I would say different activities (see also #20) would need to define their own CV and tables, based on these general ones. It should be a matter of degenerating the CORDEX_activity_id.json to a single value, reducing other elements (e.g. CORDEX_domain_id.json) and generally adapting the rest of the elements (including the required_global_attributes) and tables to the protocols of the particular initiatives. The question is also if here we want to encompass all activities or just focus on providing the example for the dynamical downscaling on continental domains (activity_id = RCM). Even for the continental-scale domains, different domains are managing different output variable lists; mainly based on the general CORDEX one, but removing (no problem) or adding some variables. So, even for the same activity_id a separate set of tables might be needed.

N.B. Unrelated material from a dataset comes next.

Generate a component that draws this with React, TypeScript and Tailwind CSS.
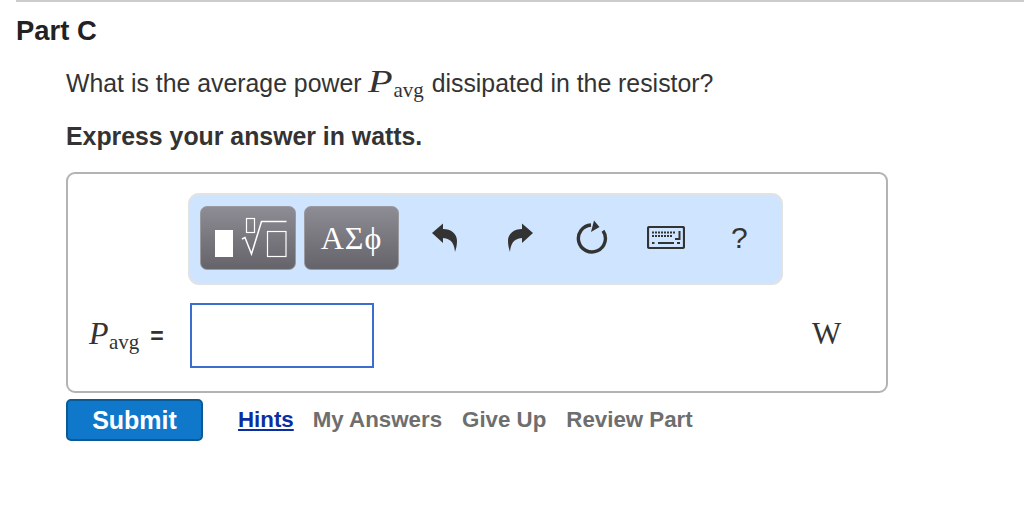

larsbuntemeyer · 2023-10-20T07:49:46Z

Yes, i agree with @jesusff, other activities might have different requirements for their vocabulary that we don't even know about yet. And from my experience, users will mess with the tables anyway. The important thing is to have a vocabulary that can be used for QA for ESGF publication, althoug we don't even have a checker yet 😣 (PrePARE does only work for CMIP6)

Thanks for opening #20 !

gnikulin · 2023-10-20T16:21:03Z

If we are back to the original post :-). Should we use CORDEX-CMIP6 for all tables and CVs instead of simply CORDEX ? My concern is that when we come to CORDEX-CMIP7 it's a bad practice to use the same file names for files with different content.

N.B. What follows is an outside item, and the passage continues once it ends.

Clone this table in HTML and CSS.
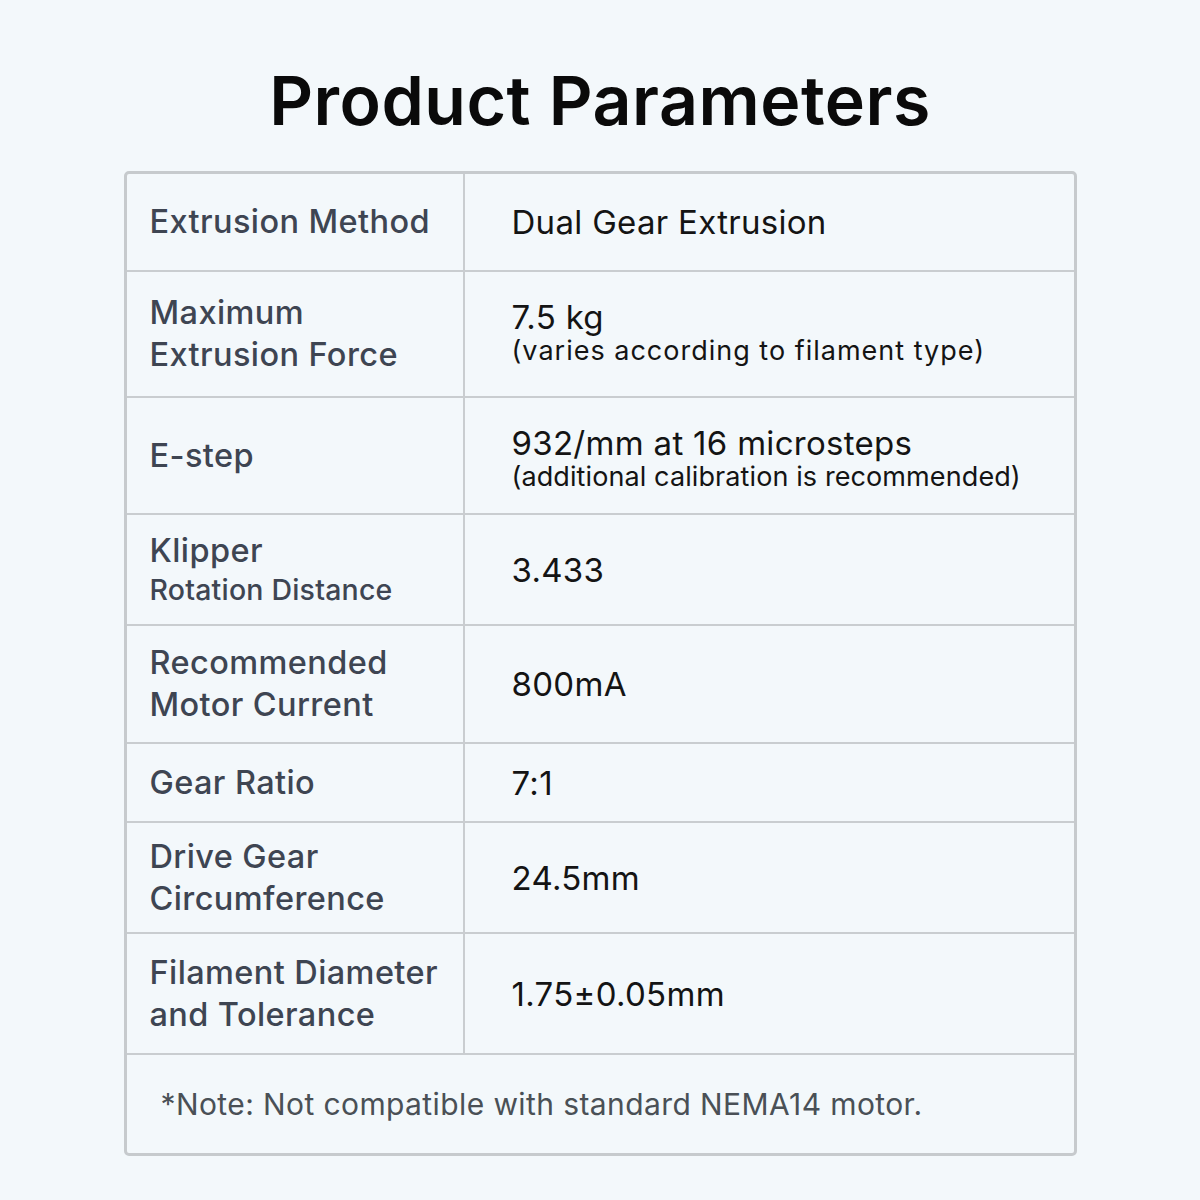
FILE: index.html
```html
<!DOCTYPE html>
<html>
<head>
<meta charset="utf-8">
<link rel="stylesheet" href="styles.css">
</head>
<body>
<h1 class="title">Product Parameters</h1>
<div class="table">
  <div class="row r1"><div class="label">Extrusion Method</div><div class="value">Dual Gear Extrusion</div></div>
  <div class="row r2"><div class="label">Maximum<br>Extrusion Force</div><div class="value"><span class="main">7.5 kg</span><span class="sub">(varies according to filament type)</span></div></div>
  <div class="row r3"><div class="label">E-step</div><div class="value"><span class="main">932/mm at 16 microsteps</span><span class="sub">(additional calibration is recommended)</span></div></div>
  <div class="row r4"><div class="label"><span class="k1">Klipper</span><span class="k2">Rotation Distance</span></div><div class="value">3.433</div></div>
  <div class="row r5"><div class="label">Recommended<br>Motor Current</div><div class="value">800mA</div></div>
  <div class="row r6"><div class="label">Gear Ratio</div><div class="value">7:1</div></div>
  <div class="row r7"><div class="label">Drive Gear<br>Circumference</div><div class="value">24.5mm</div></div>
  <div class="row r8"><div class="label">Filament Diameter<br>and Tolerance</div><div class="value">1.75±0.05mm</div></div>
  <div class="note">*Note: Not compatible with standard NEMA14 motor.</div>
</div>
</body>
</html>
```
FILE: styles.css
```css
html, body {
  margin: 0;
  padding: 0;
  background: #f3f8fb;
}
body {
  font-family: Inter, "Noto Sans", sans-serif;
  width: 1200px;
  height: 1200px;
  overflow: hidden;
}
.title {
  margin: 60px 0 30px;
  font-size: 68px;
  line-height: 81px;
  font-weight: 600;
  color: #0a0a0a;
  text-align: center;
  letter-spacing: 0.5px;
}
.table {
  width: 953px;
  margin: 0 auto;
  border: 3px solid #c6cacd;
  border-radius: 5px;
  box-sizing: border-box;
}
.row {
  display: grid;
  grid-template-columns: 338px 1fr;
  border-bottom: 2px solid #c9cdd0;
  box-sizing: border-box;
}
.r1 { height: 98px; }
.r2 { height: 126px; }
.r3 { height: 117px; }
.r4 { height: 111px; }
.r5 { height: 118px; }
.r6 { height: 79px; }
.r7 { height: 111px; }
.r8 { height: 121px; }
.label {
  border-right: 2px solid #c9cdd0;
  padding-left: 23px;
  display: flex;
  flex-direction: column;
  justify-content: center;
  font-size: 32.5px;
  line-height: 42px;
  font-weight: 500;
  color: #3e4552;
  letter-spacing: 0.4px;
}
.k1 { font-size: 32.5px; line-height: 41px; }
.k2 { font-size: 28.5px; line-height: 38px; letter-spacing: 0.2px; }
.value {
  padding-left: 47px;
  display: flex;
  flex-direction: column;
  justify-content: center;
  font-size: 33px;
  line-height: 40px;
  color: #141414;
  letter-spacing: 0.3px;
}
.main { font-size: 33px; line-height: 34px; }
.sub { font-size: 27px; line-height: 34px; letter-spacing: 0.1px; }
.r2 .sub { letter-spacing: 1px; }
.r3 .value { padding-top: 8px; }
.note {
  height: 98px;
  padding-left: 34px;
  display: flex;
  align-items: center;
  font-size: 30px;
  color: #4a5056;
  letter-spacing: 0.4px;
}
```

gnikulin · 2023-10-20T16:25:10Z

Promoting specific values (RCM, ESD, ...) of the controlled vocabulary to the filenames seems to break the general build rules for these files. I see no problem in merging all source_id's under a single file, given that we add the source_type to each source. Also, having different model_components or required_global_attributes depending of the source_type should not be a problem. It would be a matter of having a new CORDEX[-CMIP6?]_model_component.json listing the expected components (or global attributes, for the existing CORDEX_required_global_attributes.json) for each source_type. These two files (CORDEX_model_component.json (maybe in plural, components?) and CORDEX_required_global_attributes.json) would kind of define the source_type. Each new source_type created should add its defining components and attributes to those files.

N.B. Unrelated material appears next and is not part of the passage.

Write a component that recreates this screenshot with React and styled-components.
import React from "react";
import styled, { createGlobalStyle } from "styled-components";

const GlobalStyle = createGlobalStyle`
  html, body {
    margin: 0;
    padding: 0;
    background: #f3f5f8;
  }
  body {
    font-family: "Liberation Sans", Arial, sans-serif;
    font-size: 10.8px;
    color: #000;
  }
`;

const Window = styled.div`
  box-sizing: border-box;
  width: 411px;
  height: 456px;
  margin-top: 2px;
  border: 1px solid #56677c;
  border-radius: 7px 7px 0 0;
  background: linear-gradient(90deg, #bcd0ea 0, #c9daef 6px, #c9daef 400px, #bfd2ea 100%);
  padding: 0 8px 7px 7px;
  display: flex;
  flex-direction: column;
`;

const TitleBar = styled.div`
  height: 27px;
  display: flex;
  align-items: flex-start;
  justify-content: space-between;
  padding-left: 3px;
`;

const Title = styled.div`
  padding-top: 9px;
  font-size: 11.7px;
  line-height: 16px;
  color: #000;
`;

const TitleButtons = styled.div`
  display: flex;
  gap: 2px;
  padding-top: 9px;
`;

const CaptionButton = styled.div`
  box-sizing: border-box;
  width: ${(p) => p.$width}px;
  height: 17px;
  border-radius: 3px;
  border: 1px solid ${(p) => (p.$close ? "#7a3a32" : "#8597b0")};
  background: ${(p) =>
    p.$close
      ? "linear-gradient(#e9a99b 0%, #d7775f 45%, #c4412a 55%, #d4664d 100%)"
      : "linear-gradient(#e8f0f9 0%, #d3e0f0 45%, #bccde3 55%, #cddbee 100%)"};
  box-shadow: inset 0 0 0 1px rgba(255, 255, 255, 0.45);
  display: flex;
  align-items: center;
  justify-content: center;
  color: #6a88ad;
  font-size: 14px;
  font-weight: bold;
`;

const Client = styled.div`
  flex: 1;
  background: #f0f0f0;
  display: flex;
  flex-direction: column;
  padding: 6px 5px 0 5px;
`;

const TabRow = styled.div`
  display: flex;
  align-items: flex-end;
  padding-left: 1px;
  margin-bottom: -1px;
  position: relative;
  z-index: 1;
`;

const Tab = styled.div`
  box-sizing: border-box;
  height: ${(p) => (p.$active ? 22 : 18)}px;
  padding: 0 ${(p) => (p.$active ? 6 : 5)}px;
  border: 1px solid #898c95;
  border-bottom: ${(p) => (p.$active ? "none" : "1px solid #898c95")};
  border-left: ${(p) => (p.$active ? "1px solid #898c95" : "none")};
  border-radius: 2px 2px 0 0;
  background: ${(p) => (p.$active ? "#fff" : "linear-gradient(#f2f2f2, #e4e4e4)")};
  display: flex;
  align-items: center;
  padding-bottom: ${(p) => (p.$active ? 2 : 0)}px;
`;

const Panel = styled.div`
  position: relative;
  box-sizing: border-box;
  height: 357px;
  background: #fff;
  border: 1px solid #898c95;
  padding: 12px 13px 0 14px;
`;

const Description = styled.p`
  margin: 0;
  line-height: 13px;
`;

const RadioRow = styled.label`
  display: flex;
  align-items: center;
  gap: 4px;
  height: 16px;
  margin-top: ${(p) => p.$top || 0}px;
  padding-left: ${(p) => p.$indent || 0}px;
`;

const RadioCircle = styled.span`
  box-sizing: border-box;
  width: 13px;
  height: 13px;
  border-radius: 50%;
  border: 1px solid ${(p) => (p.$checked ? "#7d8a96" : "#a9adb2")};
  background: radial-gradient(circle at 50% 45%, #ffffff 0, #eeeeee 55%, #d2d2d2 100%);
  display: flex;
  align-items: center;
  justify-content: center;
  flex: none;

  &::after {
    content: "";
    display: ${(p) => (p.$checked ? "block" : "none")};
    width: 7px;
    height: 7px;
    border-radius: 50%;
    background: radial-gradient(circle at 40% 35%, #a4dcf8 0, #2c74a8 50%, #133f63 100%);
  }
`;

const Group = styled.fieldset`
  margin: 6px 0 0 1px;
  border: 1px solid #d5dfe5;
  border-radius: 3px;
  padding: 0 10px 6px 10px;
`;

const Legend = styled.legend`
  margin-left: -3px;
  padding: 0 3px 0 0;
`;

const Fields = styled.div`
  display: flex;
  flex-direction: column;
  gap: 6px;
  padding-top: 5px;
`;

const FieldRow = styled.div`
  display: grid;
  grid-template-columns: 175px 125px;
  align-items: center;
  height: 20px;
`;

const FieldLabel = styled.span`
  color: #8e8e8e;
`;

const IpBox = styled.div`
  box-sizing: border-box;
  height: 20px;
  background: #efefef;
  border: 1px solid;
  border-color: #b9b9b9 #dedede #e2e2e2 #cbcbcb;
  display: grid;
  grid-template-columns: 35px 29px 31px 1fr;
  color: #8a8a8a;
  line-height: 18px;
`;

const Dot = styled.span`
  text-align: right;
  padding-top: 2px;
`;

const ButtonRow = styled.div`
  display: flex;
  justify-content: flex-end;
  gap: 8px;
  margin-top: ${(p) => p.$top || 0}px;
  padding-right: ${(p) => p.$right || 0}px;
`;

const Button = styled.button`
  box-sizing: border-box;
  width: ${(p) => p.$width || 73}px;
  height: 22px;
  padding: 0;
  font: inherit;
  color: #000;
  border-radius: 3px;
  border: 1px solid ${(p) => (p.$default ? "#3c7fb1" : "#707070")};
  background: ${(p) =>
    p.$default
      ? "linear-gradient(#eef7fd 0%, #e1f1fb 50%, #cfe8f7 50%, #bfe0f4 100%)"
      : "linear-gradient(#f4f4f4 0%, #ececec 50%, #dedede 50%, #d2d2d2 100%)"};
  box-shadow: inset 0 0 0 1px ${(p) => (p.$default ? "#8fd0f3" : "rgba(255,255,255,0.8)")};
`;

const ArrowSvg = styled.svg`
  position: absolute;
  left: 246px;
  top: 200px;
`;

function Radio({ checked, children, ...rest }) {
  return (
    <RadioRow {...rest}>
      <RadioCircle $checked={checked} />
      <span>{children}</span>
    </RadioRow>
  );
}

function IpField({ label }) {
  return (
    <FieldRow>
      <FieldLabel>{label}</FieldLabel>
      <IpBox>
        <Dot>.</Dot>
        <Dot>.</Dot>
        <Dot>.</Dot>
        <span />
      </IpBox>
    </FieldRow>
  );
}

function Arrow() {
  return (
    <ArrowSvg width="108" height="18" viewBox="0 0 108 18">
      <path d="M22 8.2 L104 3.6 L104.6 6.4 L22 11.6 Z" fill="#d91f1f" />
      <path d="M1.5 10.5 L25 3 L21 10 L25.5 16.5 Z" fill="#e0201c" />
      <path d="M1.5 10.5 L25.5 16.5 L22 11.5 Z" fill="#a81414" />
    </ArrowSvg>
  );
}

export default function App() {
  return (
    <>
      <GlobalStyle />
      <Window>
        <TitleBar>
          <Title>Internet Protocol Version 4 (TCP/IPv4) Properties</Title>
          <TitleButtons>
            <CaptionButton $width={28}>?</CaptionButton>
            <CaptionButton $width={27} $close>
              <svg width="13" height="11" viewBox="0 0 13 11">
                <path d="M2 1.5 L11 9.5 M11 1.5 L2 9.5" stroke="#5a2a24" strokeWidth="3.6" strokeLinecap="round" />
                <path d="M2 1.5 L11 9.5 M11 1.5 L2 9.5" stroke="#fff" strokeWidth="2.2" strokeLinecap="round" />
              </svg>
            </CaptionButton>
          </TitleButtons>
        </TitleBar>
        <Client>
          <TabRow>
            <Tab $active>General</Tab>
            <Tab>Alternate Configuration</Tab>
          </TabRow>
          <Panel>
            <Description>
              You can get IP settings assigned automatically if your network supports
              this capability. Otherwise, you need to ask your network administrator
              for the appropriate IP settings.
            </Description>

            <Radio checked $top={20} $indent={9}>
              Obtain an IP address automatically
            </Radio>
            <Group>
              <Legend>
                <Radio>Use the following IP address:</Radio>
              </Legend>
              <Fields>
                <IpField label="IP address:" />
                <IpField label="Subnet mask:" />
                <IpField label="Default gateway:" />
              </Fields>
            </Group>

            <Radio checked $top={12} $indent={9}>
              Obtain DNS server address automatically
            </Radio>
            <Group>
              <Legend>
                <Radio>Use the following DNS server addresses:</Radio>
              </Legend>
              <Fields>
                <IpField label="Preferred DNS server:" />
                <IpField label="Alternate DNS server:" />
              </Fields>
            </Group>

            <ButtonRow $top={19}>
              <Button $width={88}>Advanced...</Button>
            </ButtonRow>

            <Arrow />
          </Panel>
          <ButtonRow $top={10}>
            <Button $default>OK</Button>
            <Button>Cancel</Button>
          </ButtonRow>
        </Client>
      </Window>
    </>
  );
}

(this thread has gone a bit off-topic from the original post)

OK, we can try to merge all source_id's under a single file and distinguish them by source_type.

sethmcg · 2023-10-20T16:47:45Z

For the required attributes to register a source_id (#4) i wouldn't make the model components a requirement but only the most basic ones, e.g., source_id, source, release_year, institution_id.

Does the source_id identify the model / method used to perform the downscaling? If so, I'm not sure that release_year and institution_id are well-defined for methods that aren't RCMs. For example, what would they be for the (simplistic but still widely-used) ESD method of interpolation + bias-correction?

Should we use CORDEX-CMIP6 for all tables and CVs instead of simply CORDEX?

CORDEX-CMIP6 makes sense for exactly the reason you give, that we don't want ambiguity if/when we do this again later on.

larsbuntemeyer · 2023-10-20T20:25:08Z

If we are back to the original post :-). Should we use CORDEX-CMIP6 for all tables and CVs instead of simply CORDEX ? My concern is that when we come to CORDEX-CMIP7 it's a bad practice to use the same file names for files with different content.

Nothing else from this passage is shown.